Ottawa's Tech Scene Gets a Charitable Boost
Ottawa entrepreneur Ryan Short is putting local tech talent to work for a good cause — literally. Short has designed Aucti, a new platform built to help charities run smarter, more effective fundraising auctions and squeeze more impact out of every donor dollar.
For nonprofits and charitable organizations, fundraising galas and auction events are often lifelines. But running them well is harder than it looks. Between managing item listings, tracking bids, processing payments, and keeping donors engaged in real time, the logistics can quickly overwhelm volunteer-run organizations with limited staff and even more limited budgets.

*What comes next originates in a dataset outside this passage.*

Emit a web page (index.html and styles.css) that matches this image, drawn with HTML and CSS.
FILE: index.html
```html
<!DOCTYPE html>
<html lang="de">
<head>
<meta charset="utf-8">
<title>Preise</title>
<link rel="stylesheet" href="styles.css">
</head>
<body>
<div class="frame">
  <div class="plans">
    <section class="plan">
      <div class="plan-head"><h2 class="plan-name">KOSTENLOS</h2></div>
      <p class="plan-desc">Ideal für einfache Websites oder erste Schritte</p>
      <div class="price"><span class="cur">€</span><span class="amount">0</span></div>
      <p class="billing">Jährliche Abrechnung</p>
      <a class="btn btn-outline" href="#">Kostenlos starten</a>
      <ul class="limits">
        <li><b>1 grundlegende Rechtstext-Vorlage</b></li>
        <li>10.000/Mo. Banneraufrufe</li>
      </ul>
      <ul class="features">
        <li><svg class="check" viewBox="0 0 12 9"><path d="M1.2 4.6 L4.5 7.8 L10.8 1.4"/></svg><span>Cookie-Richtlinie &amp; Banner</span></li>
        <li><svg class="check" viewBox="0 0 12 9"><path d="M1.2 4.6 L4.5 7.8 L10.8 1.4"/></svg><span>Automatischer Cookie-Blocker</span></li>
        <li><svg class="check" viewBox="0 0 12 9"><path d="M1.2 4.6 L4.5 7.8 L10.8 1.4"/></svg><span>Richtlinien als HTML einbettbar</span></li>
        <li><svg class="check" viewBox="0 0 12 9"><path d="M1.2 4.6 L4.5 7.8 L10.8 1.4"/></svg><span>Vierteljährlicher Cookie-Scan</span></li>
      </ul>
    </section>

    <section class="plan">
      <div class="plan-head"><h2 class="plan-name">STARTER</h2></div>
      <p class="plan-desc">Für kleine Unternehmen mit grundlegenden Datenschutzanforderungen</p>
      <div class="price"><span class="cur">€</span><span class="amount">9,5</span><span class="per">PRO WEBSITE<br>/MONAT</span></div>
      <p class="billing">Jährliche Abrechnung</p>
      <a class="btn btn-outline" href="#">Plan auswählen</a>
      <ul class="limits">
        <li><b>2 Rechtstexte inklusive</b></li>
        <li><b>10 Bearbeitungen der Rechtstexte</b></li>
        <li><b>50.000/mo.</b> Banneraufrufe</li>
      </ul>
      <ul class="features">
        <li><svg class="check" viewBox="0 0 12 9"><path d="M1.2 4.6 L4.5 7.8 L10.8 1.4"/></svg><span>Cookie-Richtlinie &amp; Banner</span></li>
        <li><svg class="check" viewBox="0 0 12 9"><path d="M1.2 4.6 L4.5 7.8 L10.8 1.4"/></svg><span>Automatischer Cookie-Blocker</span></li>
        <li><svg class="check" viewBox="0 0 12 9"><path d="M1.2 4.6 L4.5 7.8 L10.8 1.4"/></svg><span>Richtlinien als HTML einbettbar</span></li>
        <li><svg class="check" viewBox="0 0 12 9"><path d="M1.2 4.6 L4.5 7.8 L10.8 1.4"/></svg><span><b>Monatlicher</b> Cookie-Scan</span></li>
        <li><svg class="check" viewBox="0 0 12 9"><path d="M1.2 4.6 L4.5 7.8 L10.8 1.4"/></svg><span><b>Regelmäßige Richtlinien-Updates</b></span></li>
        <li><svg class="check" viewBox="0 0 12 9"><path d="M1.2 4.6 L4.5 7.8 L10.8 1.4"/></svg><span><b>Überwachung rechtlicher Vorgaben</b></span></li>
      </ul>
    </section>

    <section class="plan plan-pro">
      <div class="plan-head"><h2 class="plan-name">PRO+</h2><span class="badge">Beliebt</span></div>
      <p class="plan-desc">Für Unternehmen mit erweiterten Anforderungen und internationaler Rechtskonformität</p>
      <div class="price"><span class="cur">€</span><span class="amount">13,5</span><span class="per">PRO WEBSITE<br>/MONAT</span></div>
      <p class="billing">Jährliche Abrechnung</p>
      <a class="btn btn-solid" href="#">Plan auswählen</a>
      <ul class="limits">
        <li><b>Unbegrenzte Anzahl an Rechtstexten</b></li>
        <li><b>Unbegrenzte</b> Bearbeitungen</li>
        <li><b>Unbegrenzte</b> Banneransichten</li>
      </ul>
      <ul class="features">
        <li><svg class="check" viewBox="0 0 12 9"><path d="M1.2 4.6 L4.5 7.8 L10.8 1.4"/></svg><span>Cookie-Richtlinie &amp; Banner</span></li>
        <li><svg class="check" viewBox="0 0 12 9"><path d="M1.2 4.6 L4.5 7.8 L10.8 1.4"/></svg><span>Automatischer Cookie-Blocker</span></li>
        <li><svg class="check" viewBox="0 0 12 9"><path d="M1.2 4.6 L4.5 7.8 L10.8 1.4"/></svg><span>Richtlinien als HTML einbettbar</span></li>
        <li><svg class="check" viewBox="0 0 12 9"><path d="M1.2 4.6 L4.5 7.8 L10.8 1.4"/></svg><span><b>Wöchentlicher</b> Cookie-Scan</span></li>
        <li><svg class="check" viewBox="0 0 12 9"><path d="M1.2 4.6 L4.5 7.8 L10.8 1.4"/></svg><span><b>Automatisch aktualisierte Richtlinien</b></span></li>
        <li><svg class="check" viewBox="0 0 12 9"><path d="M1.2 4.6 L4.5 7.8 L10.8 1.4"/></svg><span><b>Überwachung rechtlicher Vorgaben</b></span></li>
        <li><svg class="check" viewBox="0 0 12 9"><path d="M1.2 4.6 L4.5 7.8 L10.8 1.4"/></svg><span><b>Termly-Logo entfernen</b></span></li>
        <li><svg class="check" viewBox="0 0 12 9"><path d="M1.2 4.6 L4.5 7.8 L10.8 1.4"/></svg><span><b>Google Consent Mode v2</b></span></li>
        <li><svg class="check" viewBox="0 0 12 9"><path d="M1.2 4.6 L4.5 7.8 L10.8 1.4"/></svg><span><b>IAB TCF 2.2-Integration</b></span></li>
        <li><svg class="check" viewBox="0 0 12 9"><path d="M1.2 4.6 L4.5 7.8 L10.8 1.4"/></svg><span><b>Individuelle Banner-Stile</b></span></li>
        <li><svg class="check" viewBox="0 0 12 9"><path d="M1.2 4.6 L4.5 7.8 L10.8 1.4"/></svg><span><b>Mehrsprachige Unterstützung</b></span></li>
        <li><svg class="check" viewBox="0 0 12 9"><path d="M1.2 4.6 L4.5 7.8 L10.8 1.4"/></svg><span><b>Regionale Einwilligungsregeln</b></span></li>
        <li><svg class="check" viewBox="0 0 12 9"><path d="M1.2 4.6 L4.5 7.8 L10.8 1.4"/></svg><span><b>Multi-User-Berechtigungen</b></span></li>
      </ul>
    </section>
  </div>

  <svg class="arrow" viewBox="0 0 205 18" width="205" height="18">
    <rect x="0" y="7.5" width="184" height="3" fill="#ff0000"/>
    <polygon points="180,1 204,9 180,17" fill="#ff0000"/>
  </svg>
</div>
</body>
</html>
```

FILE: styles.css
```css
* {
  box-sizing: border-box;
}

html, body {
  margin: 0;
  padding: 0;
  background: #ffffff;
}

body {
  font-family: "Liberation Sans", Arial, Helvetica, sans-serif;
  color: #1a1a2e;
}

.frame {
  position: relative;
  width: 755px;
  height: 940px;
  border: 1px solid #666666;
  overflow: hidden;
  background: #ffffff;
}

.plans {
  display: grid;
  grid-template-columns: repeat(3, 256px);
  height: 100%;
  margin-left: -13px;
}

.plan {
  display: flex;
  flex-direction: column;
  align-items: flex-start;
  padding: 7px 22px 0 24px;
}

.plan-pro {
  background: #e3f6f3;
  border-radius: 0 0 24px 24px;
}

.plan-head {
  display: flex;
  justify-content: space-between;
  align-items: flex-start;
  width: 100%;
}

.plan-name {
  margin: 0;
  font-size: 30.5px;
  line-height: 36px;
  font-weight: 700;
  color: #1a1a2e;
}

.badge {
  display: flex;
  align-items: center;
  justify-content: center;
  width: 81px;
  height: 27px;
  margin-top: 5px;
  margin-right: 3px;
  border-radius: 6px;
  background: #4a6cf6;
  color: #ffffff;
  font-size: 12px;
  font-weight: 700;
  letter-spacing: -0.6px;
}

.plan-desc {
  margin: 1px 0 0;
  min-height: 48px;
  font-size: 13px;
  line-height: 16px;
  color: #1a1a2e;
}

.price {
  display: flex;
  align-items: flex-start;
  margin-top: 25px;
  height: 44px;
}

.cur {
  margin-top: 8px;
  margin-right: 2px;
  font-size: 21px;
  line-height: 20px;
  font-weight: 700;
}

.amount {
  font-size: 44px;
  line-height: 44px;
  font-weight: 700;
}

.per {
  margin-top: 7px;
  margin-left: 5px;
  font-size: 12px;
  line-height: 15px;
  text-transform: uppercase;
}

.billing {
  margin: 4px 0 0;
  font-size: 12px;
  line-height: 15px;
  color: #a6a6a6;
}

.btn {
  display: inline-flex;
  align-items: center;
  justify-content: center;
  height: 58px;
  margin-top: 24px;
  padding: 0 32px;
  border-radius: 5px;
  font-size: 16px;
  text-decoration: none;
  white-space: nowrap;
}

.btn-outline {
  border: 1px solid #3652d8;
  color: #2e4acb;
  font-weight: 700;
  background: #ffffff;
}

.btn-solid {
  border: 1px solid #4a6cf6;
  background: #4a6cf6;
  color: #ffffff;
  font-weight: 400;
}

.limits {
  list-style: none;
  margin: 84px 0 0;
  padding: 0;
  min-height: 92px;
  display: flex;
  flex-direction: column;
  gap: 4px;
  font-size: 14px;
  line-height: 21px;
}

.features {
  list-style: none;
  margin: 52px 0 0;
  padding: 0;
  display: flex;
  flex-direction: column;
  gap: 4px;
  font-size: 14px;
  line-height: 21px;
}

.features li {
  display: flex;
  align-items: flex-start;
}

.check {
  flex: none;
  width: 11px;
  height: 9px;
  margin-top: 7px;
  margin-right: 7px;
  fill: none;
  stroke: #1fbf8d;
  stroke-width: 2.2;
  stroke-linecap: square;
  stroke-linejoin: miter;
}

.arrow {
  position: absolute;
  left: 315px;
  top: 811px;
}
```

That's the gap Short identified — and the one Aucti is built to close.
What Aucti Does
Aucti is designed to streamline the entire charity auction experience, from setup to final payment. The platform gives organizations tools to list auction items, manage live or silent bidding, and handle donor communications in one place — reducing the administrative burden that often falls on already-stretched nonprofit teams.
The goal is straightforward: make it easier for charities to raise more money without having to hire specialists or stitch together a patchwork of different tools.

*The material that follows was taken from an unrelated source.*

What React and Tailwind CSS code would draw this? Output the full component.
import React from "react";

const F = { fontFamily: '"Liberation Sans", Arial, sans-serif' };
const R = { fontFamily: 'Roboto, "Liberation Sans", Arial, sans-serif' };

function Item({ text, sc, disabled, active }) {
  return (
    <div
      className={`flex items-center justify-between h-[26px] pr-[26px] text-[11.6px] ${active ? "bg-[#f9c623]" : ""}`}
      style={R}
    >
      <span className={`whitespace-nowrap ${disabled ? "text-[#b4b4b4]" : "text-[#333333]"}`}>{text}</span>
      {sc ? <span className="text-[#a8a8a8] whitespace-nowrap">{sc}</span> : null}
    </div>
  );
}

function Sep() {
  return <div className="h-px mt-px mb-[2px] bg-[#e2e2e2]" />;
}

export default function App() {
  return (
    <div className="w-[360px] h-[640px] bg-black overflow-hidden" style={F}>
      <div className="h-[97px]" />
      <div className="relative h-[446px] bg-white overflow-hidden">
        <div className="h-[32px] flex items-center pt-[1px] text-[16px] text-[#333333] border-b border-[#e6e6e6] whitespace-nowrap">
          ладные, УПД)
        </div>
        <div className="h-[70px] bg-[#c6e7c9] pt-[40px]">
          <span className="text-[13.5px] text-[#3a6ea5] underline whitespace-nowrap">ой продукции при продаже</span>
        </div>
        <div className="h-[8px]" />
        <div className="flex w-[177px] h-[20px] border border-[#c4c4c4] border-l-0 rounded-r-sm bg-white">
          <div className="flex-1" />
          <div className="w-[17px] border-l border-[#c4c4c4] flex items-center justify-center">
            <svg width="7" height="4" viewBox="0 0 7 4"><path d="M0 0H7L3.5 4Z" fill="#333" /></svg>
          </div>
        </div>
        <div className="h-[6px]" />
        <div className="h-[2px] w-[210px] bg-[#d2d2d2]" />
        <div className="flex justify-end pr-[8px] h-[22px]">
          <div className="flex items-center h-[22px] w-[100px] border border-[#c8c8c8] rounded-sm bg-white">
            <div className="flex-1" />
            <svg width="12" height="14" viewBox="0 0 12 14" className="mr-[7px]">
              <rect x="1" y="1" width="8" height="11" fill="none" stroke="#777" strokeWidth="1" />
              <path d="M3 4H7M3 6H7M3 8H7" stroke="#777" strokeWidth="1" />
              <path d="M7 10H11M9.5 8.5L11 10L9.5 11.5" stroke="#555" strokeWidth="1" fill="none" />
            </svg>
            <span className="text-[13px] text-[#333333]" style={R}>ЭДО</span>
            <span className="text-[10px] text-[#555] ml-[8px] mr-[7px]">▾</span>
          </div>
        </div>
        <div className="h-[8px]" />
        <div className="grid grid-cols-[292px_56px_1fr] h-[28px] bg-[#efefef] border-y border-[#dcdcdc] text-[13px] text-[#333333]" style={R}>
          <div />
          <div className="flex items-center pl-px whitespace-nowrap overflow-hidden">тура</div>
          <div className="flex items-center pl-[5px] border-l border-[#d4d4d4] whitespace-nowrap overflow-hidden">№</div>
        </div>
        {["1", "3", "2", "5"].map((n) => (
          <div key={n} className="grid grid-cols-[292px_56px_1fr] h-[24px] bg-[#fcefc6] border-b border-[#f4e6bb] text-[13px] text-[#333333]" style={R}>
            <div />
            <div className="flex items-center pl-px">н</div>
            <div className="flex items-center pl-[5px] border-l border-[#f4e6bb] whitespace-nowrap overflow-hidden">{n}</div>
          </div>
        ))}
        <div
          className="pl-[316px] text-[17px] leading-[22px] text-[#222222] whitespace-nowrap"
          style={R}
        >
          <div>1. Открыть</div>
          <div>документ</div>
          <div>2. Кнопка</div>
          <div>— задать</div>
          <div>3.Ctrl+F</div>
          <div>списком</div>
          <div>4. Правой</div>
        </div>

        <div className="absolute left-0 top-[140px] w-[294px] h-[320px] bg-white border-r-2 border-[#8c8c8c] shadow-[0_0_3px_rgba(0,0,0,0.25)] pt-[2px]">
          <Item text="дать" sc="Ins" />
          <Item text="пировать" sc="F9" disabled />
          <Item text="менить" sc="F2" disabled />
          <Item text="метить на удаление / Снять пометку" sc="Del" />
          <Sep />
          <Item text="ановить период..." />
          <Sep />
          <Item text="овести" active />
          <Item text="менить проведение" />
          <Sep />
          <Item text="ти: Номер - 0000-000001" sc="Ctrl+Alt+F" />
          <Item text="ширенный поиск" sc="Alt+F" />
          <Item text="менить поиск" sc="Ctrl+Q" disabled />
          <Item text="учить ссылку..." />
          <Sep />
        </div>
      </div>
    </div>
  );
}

For smaller Ottawa-area organizations — community groups, hospital foundations, school fundraising committees — that kind of accessible, purpose-built solution can make a meaningful difference in how much they're able to generate at each event.
Why This Matters for Ottawa's Nonprofit Sector
Ottawa has a robust charitable ecosystem. From major institutions like the Ottawa Hospital Foundation and United Way East Ontario to hundreds of smaller community organizations, the city's nonprofits collectively raise tens of millions of dollars each year through events and campaigns.
Yet many of these organizations rely on outdated tools — spreadsheets, paper bid sheets, or generic software not built with charity auctions in mind. A purpose-built platform like Aucti could help level the playing field, giving smaller charities access to the same professional-grade fundraising infrastructure that larger organizations take for granted.
There's also a broader economic angle. Ottawa's tech sector, centred in part around Kanata North but with a growing startup scene across the city, has increasingly turned its attention toward social impact. Aucti is part of a quietly expanding cohort of Ottawa-built tools that apply software thinking to real-world community challenges.
Local Roots, Wider Reach
While Aucti is rooted in Ottawa, its potential reach extends well beyond the capital. Charities across Canada face the same fundraising challenges, and a well-designed auction platform has obvious appeal in any city with an active nonprofit sector.
For Short, the project reflects a growing trend among Ottawa entrepreneurs who are building products that blend commercial ambition with community purpose — companies that want to do well by doing good.
If Aucti gains traction, it could become another quiet success story from Ottawa's tech community: a locally designed solution finding an audience far beyond the city where it was built.